Kleinere Bilanz, bittere Lektion, weiterhin Boni
Am Tag danach: Nach der viel beachteten Aktionärs-Generalversammlung der Grossbank UBS Mitte Woche ortet die Schweizer Presse neben den alten auch einige neue Schwächen - und Ansätze zu einer Normalität, wenn auch nicht Normalisierung.
«Zuerst ging das Renommee eines Jobs bei der UBS verloren», fasst die Aargauer Zeitung zusammen, «dann fielen die hohen Boni. Und nun werden selbst Tausende von Stellen abgebaut».

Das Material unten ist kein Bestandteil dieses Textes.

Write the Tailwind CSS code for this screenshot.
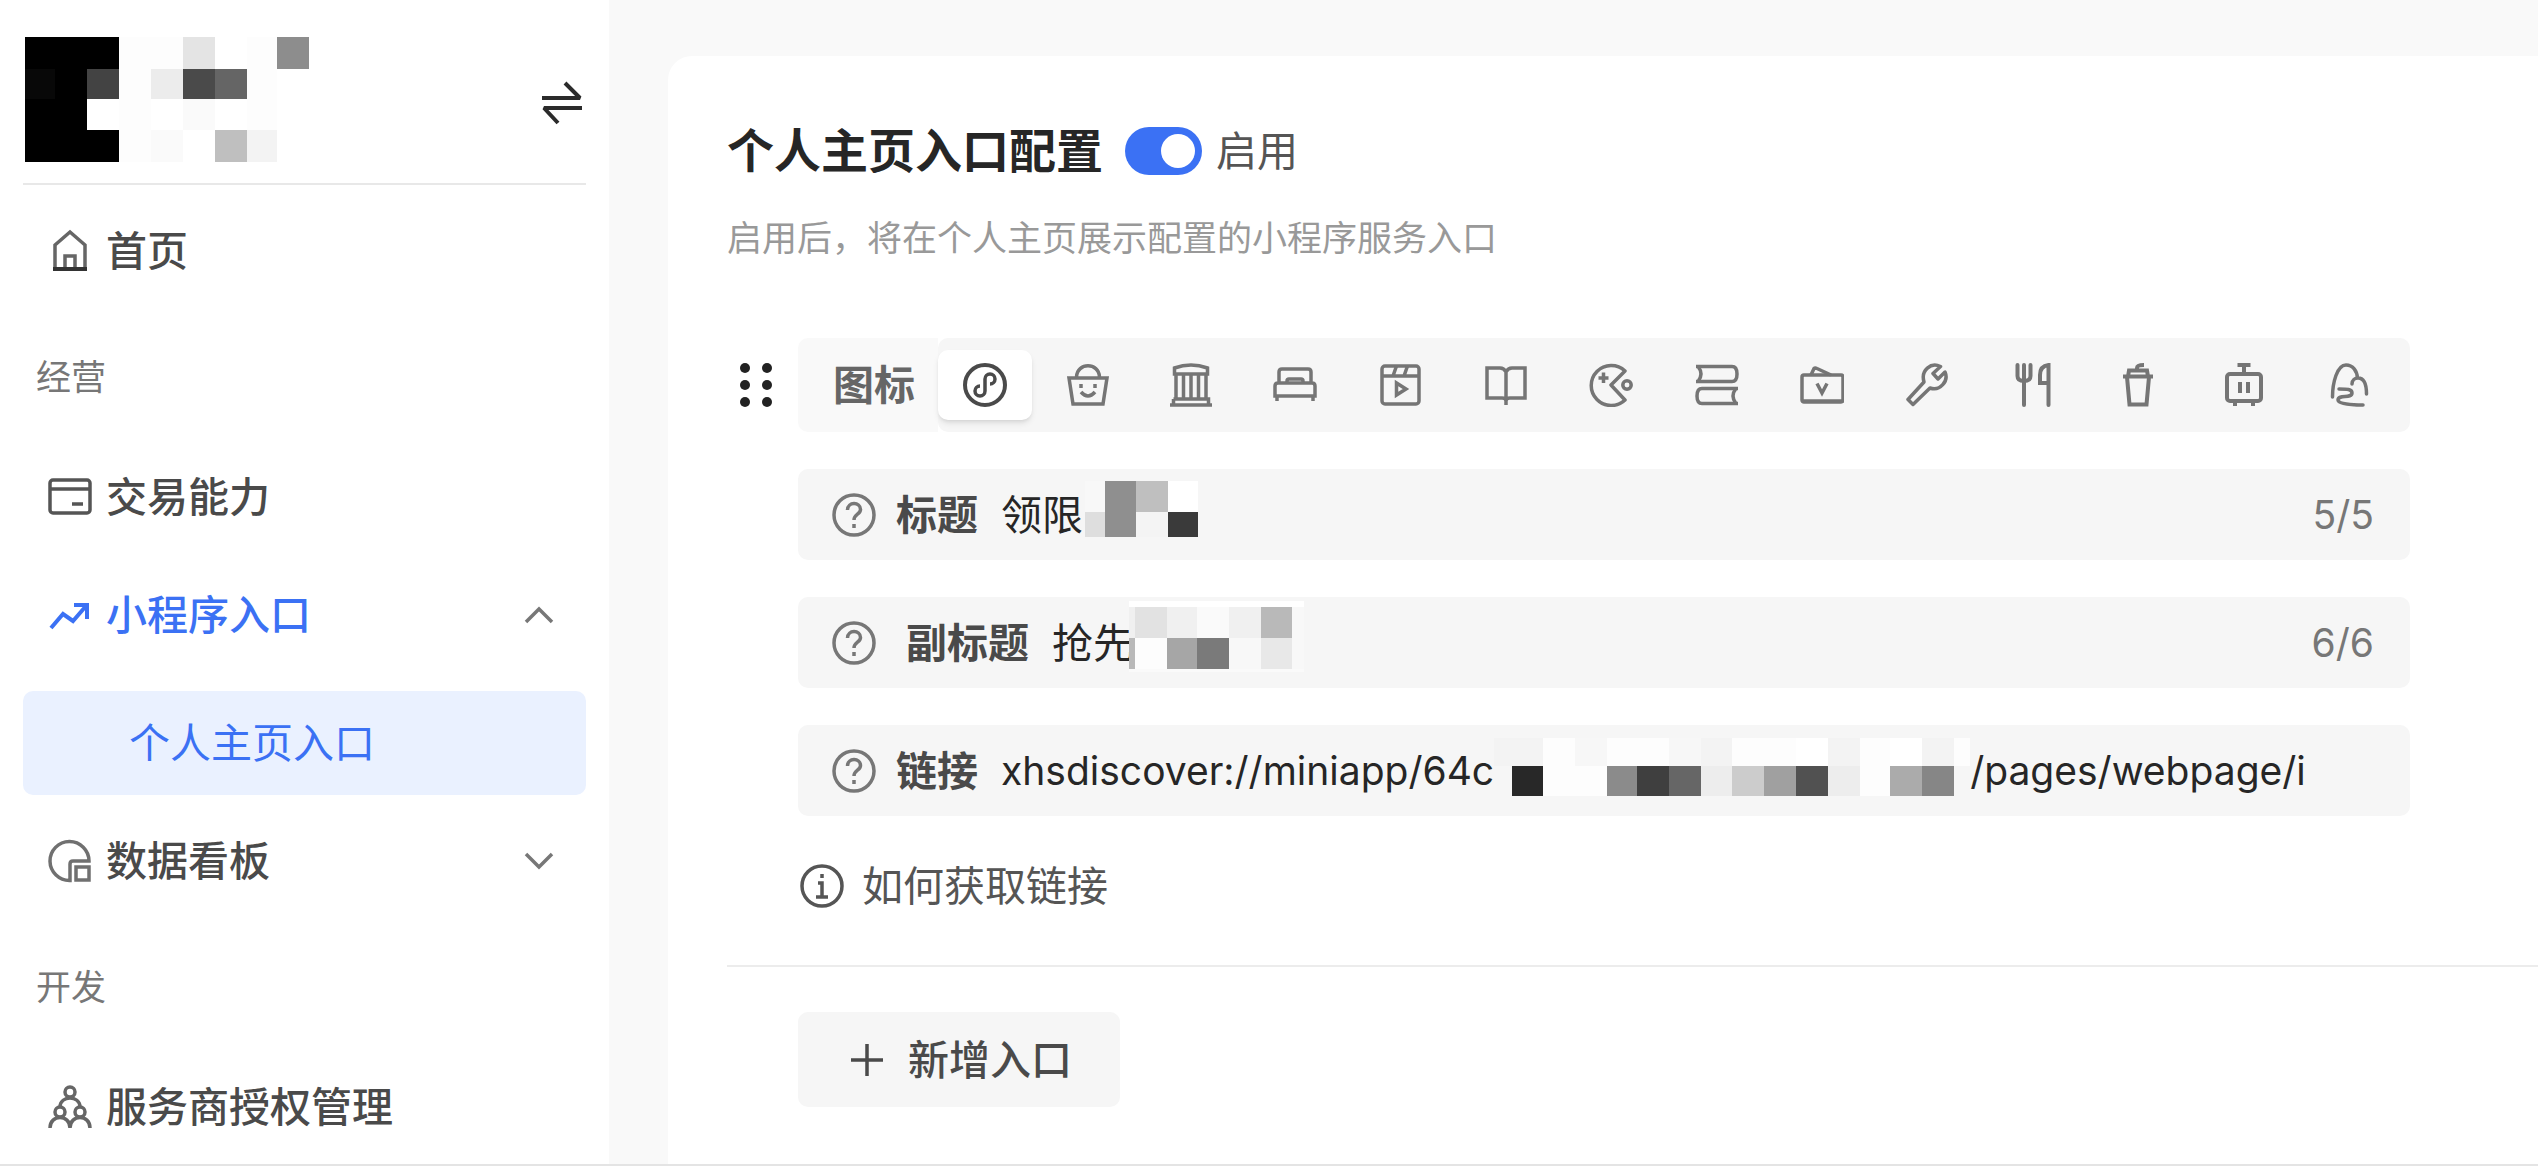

So bitter das auch sei, so die AZ weiter, der Wandel zeige doch, dass sich der Bankensektor ein Stück weit normalisiert habe – und zu einer Branche wie jede andere auch werde.
Doch Normalität deutet nicht unbedingt auf eine Normalisierung hin: Es sei schon fast normal, respektive «Konstanz, dass die UBS in sechs der sieben letzten Quartale einen Verlust ausgewiesen hat», schreibt der Bund aus Bern.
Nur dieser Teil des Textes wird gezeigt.